On 15 July 2019, the Migration Observatory published a research briefing providing data on migrants labour market integration and the jobs they do in the UK labour market. It also presented data on migrants' employment and unemployment rates, occupational status, earnings and contract types.
Based at the Centre on Migration, Policy and Society (COMPAS) at the University of Oxford, the Migration Observatory provides evidence-based analysis of data on migration and migrants in the UK, to inform media, public and policy debates. The director of the Migration Observatory, Madelaine Sumption, is also a member of the Migration Advisory Committee (“MAC”), an independent panel that advises the UK Government on migration issues.
The briefing note follows on from the MAC’s extended research into the impact of Brexit on the domestic labour market, which in turn informed the governments’ White Paper on the future skills-based immigration system which it is proposing to commence from 1st January 2021. Whilst much of the MAC’s study relied on the 2017 Labour Force Survey ("LFS"), the below findings are taken from the now available 2018 LFS.

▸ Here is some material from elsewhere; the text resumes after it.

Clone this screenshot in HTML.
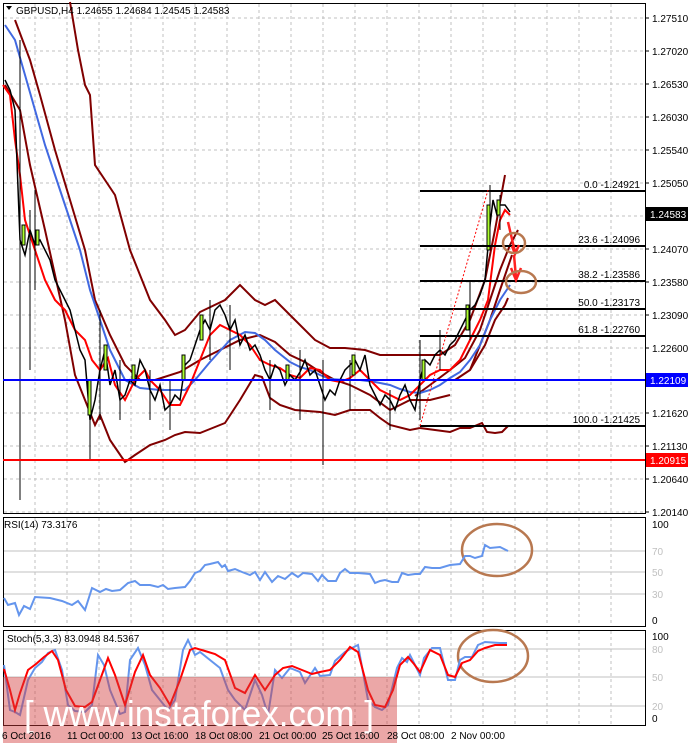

From 1 January 2021, the UK is likely to see the end of free movement of people from the EU to the UK and the commencement of a new unified immigration system for both EU-born and non-EU born migrants. Proposals for the new working visa route include minimum salary and minimum skill level requirements. Non-EU born migrants have long been subject to such conditions, hence non-EU migrants having higher employment rates, being in higher-skilled occupations and being less likely to require unemployment benefits and medical care.

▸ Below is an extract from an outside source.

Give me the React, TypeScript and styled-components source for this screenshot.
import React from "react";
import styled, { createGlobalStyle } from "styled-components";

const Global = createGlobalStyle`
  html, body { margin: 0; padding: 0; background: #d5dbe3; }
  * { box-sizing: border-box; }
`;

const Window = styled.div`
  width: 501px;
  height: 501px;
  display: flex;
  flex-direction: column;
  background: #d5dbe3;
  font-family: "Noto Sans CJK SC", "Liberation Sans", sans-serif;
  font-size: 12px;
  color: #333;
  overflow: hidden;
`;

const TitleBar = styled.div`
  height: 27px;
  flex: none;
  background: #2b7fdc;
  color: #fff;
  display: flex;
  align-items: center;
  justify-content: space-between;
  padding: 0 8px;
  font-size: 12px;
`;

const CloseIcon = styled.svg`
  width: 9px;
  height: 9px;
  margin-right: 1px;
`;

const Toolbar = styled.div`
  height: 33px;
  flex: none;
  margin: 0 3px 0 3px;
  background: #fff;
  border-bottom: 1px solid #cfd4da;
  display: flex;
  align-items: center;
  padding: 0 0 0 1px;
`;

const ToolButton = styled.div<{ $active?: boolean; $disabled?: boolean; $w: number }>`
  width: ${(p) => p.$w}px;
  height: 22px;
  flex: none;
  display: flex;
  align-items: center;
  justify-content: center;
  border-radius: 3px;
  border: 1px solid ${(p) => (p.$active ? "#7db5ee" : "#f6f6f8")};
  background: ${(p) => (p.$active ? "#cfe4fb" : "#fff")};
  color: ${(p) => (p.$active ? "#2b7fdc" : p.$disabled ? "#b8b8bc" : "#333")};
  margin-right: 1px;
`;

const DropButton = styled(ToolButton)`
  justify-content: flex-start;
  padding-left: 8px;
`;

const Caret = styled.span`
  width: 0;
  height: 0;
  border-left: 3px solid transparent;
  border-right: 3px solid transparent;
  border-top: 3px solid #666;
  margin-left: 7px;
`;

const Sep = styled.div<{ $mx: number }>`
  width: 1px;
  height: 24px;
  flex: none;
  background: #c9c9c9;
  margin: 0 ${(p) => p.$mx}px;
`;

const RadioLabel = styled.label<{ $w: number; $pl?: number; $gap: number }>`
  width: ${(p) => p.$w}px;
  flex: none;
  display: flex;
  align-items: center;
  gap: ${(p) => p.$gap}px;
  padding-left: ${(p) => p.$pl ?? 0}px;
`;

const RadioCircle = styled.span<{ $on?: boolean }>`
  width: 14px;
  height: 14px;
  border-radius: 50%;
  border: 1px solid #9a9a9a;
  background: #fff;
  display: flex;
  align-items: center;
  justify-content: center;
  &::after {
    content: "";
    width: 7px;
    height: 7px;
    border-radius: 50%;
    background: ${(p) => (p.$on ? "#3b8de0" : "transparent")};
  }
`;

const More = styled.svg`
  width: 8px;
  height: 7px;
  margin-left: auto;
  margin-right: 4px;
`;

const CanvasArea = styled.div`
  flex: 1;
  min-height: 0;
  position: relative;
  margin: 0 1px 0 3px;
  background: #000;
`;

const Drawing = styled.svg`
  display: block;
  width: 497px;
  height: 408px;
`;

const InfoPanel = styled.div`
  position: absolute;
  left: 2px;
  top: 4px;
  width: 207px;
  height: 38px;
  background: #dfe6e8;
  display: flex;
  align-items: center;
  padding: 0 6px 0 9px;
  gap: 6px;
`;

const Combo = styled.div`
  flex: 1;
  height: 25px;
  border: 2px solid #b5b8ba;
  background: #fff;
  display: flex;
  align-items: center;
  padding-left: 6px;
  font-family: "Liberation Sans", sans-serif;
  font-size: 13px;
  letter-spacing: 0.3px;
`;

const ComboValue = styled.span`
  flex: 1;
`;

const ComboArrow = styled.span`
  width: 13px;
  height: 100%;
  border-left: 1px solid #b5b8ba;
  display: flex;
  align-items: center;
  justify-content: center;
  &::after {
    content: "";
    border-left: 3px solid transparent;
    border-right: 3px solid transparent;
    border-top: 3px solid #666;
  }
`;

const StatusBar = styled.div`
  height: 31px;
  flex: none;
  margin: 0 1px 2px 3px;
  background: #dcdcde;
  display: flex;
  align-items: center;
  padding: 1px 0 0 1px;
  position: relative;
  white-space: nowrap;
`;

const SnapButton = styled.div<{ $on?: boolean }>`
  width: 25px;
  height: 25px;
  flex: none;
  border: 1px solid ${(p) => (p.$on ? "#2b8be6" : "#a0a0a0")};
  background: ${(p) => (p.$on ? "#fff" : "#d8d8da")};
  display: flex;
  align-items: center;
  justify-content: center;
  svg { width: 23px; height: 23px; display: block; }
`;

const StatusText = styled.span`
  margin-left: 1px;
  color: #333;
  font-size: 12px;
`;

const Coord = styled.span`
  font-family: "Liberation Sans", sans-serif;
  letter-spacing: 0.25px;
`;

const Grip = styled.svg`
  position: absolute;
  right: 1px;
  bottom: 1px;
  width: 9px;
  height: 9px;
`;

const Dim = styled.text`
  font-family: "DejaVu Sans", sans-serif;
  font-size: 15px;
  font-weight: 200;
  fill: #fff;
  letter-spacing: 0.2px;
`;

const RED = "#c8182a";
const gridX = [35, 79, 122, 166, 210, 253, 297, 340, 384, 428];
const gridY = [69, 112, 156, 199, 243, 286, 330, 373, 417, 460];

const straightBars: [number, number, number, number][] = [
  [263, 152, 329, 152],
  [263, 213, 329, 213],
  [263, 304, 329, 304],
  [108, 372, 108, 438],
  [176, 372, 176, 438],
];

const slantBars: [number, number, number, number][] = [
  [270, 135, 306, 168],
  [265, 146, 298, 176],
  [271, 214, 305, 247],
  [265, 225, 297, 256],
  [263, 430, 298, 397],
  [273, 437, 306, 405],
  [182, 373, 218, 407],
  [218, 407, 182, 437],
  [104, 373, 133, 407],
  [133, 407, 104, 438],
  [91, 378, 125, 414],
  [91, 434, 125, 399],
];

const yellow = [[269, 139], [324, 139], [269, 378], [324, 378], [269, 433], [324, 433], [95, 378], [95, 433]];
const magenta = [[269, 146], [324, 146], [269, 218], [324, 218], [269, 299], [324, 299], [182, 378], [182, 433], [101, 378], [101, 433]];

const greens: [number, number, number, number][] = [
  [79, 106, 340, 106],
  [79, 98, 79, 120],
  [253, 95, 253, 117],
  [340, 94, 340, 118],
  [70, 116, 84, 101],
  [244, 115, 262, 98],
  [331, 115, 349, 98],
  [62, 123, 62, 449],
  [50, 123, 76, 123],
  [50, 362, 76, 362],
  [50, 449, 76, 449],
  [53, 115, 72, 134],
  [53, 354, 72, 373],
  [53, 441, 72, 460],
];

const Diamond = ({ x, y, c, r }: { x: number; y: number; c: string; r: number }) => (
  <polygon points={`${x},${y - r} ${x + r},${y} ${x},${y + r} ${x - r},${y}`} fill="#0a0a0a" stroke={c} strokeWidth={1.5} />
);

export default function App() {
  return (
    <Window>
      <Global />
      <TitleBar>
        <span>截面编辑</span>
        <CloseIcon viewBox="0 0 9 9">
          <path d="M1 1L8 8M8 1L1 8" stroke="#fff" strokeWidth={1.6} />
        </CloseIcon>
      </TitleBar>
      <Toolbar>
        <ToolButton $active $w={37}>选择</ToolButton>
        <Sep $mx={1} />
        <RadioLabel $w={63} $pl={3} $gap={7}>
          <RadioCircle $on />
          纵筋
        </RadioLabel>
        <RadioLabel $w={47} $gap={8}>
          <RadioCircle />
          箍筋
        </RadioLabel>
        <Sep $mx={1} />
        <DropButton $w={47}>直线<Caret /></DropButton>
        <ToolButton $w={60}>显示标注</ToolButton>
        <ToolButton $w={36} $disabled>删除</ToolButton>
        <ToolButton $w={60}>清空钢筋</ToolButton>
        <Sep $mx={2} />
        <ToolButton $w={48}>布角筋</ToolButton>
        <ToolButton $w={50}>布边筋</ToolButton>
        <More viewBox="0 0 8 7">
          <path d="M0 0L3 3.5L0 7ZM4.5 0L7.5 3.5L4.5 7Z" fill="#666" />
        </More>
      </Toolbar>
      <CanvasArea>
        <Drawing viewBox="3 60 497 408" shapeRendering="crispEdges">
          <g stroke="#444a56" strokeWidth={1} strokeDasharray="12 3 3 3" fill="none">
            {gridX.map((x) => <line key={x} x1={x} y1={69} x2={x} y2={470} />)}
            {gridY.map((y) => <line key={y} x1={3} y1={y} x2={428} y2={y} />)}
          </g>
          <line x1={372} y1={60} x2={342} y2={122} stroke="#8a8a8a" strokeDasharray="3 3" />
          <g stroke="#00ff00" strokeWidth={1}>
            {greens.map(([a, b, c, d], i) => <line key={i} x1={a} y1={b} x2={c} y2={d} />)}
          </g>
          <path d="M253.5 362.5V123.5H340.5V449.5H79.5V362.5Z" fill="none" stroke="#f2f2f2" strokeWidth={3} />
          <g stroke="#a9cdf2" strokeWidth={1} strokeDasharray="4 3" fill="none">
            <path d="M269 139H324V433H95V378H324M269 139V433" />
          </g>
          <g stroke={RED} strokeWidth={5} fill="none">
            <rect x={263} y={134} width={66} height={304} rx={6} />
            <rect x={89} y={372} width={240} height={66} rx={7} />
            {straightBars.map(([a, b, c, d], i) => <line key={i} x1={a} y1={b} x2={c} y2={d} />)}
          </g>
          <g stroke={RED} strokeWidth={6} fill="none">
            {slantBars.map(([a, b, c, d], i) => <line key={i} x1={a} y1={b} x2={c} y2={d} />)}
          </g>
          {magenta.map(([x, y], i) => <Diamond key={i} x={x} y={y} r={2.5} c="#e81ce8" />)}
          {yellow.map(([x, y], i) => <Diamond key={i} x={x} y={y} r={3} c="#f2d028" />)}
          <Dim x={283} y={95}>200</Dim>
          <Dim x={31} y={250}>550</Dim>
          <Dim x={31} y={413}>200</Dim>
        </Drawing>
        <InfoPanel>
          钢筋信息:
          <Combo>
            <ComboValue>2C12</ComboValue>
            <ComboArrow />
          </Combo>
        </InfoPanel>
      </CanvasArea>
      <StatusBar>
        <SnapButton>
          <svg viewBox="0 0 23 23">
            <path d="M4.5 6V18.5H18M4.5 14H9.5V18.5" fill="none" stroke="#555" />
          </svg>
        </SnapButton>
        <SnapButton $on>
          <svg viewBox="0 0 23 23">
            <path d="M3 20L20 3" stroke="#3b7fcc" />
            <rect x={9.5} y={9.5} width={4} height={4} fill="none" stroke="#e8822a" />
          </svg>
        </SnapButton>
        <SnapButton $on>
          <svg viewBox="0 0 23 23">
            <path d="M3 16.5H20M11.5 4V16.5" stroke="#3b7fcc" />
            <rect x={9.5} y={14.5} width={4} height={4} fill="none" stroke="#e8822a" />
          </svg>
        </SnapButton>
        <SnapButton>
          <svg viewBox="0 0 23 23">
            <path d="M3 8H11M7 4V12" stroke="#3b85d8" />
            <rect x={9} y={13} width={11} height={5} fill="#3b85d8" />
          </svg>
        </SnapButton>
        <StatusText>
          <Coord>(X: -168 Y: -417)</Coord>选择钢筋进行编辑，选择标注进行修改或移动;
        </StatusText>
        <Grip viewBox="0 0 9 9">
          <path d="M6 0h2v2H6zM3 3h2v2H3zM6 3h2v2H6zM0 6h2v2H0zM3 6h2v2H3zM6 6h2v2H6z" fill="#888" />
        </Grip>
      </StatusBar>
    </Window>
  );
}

The parallel between unemployment levels of both UK-born and foreign-born workers does not prove a causative relationship between the rising of economic immigration into the UK and a rise in unemployment for UK-born workers. As immigration has risen, so too has the employment rate of UK-born workers, which whilst having only a mostly correlative relationship does not suggest that immigration reduces employment rates for UK-born workers.

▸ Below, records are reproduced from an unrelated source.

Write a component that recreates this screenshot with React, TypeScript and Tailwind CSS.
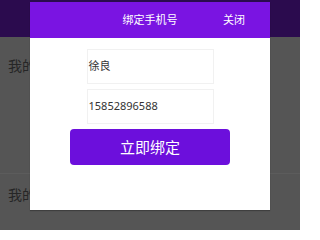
import React from 'react';

const font = { fontFamily: '"Noto Sans", "Noto Sans CJK SC", sans-serif' };

export default function App() {
  return (
    <div className="relative w-[300px] h-[230px] overflow-hidden bg-[#555555]" style={font}>
      {/* page behind the dimmed overlay */}
      <div className="h-[37px] bg-[#2b0b4e]" />
      <div className="flex flex-col">
        <div className="h-[56px] flex items-center px-2 text-[14px] text-[#262626]">我的信息</div>
        <div className="h-[81px] border-b border-[#5c5c5c]" />
        <div className="h-[40px] flex items-center px-2 text-[14px] text-[#262626]">我的订单</div>
      </div>

      {/* modal */}
      <div className="absolute left-[30px] top-[2px] w-[240px] h-[208px] bg-white flex flex-col shadow-[0_1px_1px_rgba(0,0,0,0.25)]">
        <div className="h-[36px] bg-[#7a14e2] flex items-center relative">
          <span className="flex-1 text-center text-[11px] text-white">绑定手机号</span>
          <span className="absolute right-[25px] text-[11px] text-white">关闭</span>
        </div>
        <div className="flex flex-col items-center pt-[11px]">
          <div className="w-[127px] h-[35px] border border-[#f1f1f1] flex items-center px-[1px] text-[11px] text-[#333333]">徐良</div>
          <div className="mt-[5px] w-[127px] h-[35px] border border-[#f1f1f1] flex items-center px-[1px] text-[11px] text-[#333333]">15852896588</div>
          <button className="mt-[5px] w-[160px] h-[36px] rounded-[4px] bg-[#6c0fdc] text-white text-[15px] flex items-center justify-center">立即绑定</button>
        </div>
      </div>
    </div>
  );
}
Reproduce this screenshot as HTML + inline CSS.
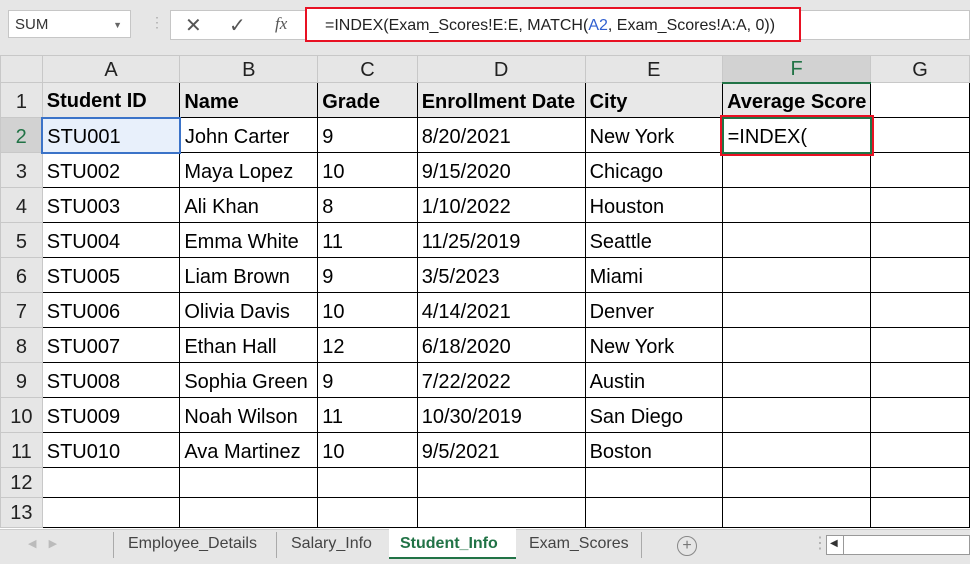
<!DOCTYPE html>
<html><head><style>
body{margin:0;width:970px;height:563px;overflow:hidden;background:#fff;font-family:"Liberation Sans",sans-serif;position:relative}
.top{position:absolute;left:0;top:0;width:970px;height:55px;background:#e6e6e6}
.nb{position:absolute;left:8px;top:10px;width:123px;height:28px;background:#fff;border:1px solid #c6c6c6;box-sizing:border-box;font-size:15px;color:#333;line-height:28px;padding-left:6px}
.fb{position:absolute;left:170px;top:10px;width:800px;height:30px;background:#fff;border:1px solid #c6c6c6;box-sizing:border-box}
.red{position:absolute;left:305px;top:7px;width:496px;height:35px;border:2px solid #e81123;box-sizing:border-box;font-size:16px;line-height:33px;padding-left:18px;color:#222;white-space:nowrap}
table{position:absolute;left:0;top:55px;border-collapse:collapse;table-layout:fixed}
td{border:1px solid #000;padding:4px 0 0 4px;font-size:20px;white-space:nowrap;overflow:hidden;color:#000;box-sizing:border-box}
td.h{background:#e6e6e6;border-color:#c8c8c8;text-align:center;padding:2px 0 0 0;color:#222;font-size:20px}
td.r{background:#e6e6e6;border-color:#c8c8c8;text-align:center;padding:4px 0 0 0;color:#222}
tr.b td:not(.r){font-weight:bold;background:#e8e8e8}
.tabs{position:absolute;left:0;top:529px;width:970px;height:34px;background:#e6e6e6;border-top:1px solid #ccc;font-size:16px;color:#444}
.tab{position:absolute;top:0;height:28px;line-height:28px}
</style></head><body>
<div class="top"></div>
<div class="nb">SUM<span style="position:absolute;right:8px;top:0;font-size:9px;color:#666">▼</span></div>
<div style="position:absolute;left:150px;top:14px;color:#aaa;font-size:14px">⋮</div>
<div class="fb">
<span style="position:absolute;left:14px;top:2px;font-size:20px;color:#555">✕</span>
<span style="position:absolute;left:58px;top:2px;font-size:20px;color:#555">✓</span>
<span style="position:absolute;left:104px;top:3px;font-size:17px;color:#555;font-family:'Liberation Serif',serif;font-style:italic">fx</span>
</div>
<div class="red" style="background:#fff">=INDEX(Exam_Scores!E:E, MATCH(<span style="color:#2f5fd0">A2</span>, Exam_Scores!A:A, 0))</div>
<table>
<colgroup><col style="width:42px"><col style="width:138px"><col style="width:138px"><col style="width:100px"><col style="width:168px"><col style="width:138px"><col style="width:148px"><col style="width:100px"></colgroup>
<tr style="height:27px"><td class="h" style="background:#e6e6e6"></td><td class="h">A</td><td class="h">B</td><td class="h">C</td><td class="h">D</td><td class="h">E</td><td class="h" style="background:#d2d2d2;color:#217346;border-bottom:2px solid #217346">F</td><td class="h">G</td></tr>
<tr class="b" style="height:35px"><td class="r">1</td><td>Student ID</td><td>Name</td><td>Grade</td><td>Enrollment Date</td><td>City</td><td>Average Score</td><td style="background:#fff;font-weight:normal"></td></tr>
<tr style="height:35px"><td class="r" style="background:#d2d2d2;color:#217346">2</td><td style="background:#e8f0fb;border:2px solid #3b73c8">STU001</td><td>John Carter</td><td>9</td><td>8/20/2021</td><td>New York</td><td style="border:2px solid #217346;outline:2px solid #e81123;outline-offset:1px">=INDEX(</td><td></td></tr>
<tr style="height:35px"><td class="r">3</td><td>STU002</td><td>Maya Lopez</td><td>10</td><td>9/15/2020</td><td>Chicago</td><td></td><td></td></tr>
<tr style="height:35px"><td class="r">4</td><td>STU003</td><td>Ali Khan</td><td>8</td><td>1/10/2022</td><td>Houston</td><td></td><td></td></tr>
<tr style="height:35px"><td class="r">5</td><td>STU004</td><td>Emma White</td><td>11</td><td>11/25/2019</td><td>Seattle</td><td></td><td></td></tr>
<tr style="height:35px"><td class="r">6</td><td>STU005</td><td>Liam Brown</td><td>9</td><td>3/5/2023</td><td>Miami</td><td></td><td></td></tr>
<tr style="height:35px"><td class="r">7</td><td>STU006</td><td>Olivia Davis</td><td>10</td><td>4/14/2021</td><td>Denver</td><td></td><td></td></tr>
<tr style="height:35px"><td class="r">8</td><td>STU007</td><td>Ethan Hall</td><td>12</td><td>6/18/2020</td><td>New York</td><td></td><td></td></tr>
<tr style="height:35px"><td class="r">9</td><td>STU008</td><td>Sophia Green</td><td>9</td><td>7/22/2022</td><td>Austin</td><td></td><td></td></tr>
<tr style="height:35px"><td class="r">10</td><td>STU009</td><td>Noah Wilson</td><td>11</td><td>10/30/2019</td><td>San Diego</td><td></td><td></td></tr>
<tr style="height:35px"><td class="r">11</td><td>STU010</td><td>Ava Martinez</td><td>10</td><td>9/5/2021</td><td>Boston</td><td></td><td></td></tr>
<tr style="height:30px"><td class="r" style="padding-top:2px">12</td><td></td><td></td><td></td><td></td><td></td><td></td><td></td></tr>
<tr style="height:30px"><td class="r" style="padding-top:2px">13</td><td></td><td></td><td></td><td></td><td></td><td></td><td></td></tr>
</table>
<div class="tabs">
<span class="tab" style="left:28px;color:#bbb;font-size:11px">◀&nbsp;&nbsp;&nbsp;&nbsp;▶</span>
<div style="position:absolute;left:113px;top:2px;width:1px;height:26px;background:#aaa"></div>
<span class="tab" style="left:128px">Employee_Details</span>
<div style="position:absolute;left:276px;top:2px;width:1px;height:26px;background:#aaa"></div>
<span class="tab" style="left:291px">Salary_Info</span>
<div style="position:absolute;left:389px;top:-1px;width:127px;height:28px;background:#fff;border-bottom:2px solid #217346"></div>
<span class="tab" style="left:400px;color:#217346;font-weight:bold">Student_Info</span>
<span class="tab" style="left:529px">Exam_Scores</span>
<div style="position:absolute;left:641px;top:2px;width:1px;height:26px;background:#aaa"></div>
<span class="tab" style="left:677px;width:18px;height:18px;top:6px;border:1px solid #888;border-radius:50%;line-height:17px;text-align:center;color:#777">+</span>
<span class="tab" style="left:812px;color:#aaa">⋮</span>
<div style="position:absolute;left:826px;top:5px;width:144px;height:20px;background:#fff;border:1px solid #999;box-sizing:border-box"><span style="position:absolute;left:3px;top:2px;font-size:10px;color:#333">◀</span><div style="position:absolute;left:16px;top:0;width:1px;height:18px;background:#999"></div></div>
</div>
</body></html>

The impact of Brexit is most likely to be felt in occupations that will not qualify for visas on account of either skill level or salary level. Large proportions of workers, particularly from countries that have joined the EU since 2004, will fail to find employment if the job roles do not qualify for visas. Sectors such as construction, factory work and retail look to be particularly at risk of being unable to fill roles that have been traditionally undertaken by EU workers who have statistically taken more roles that are based on shift-working than UK workers.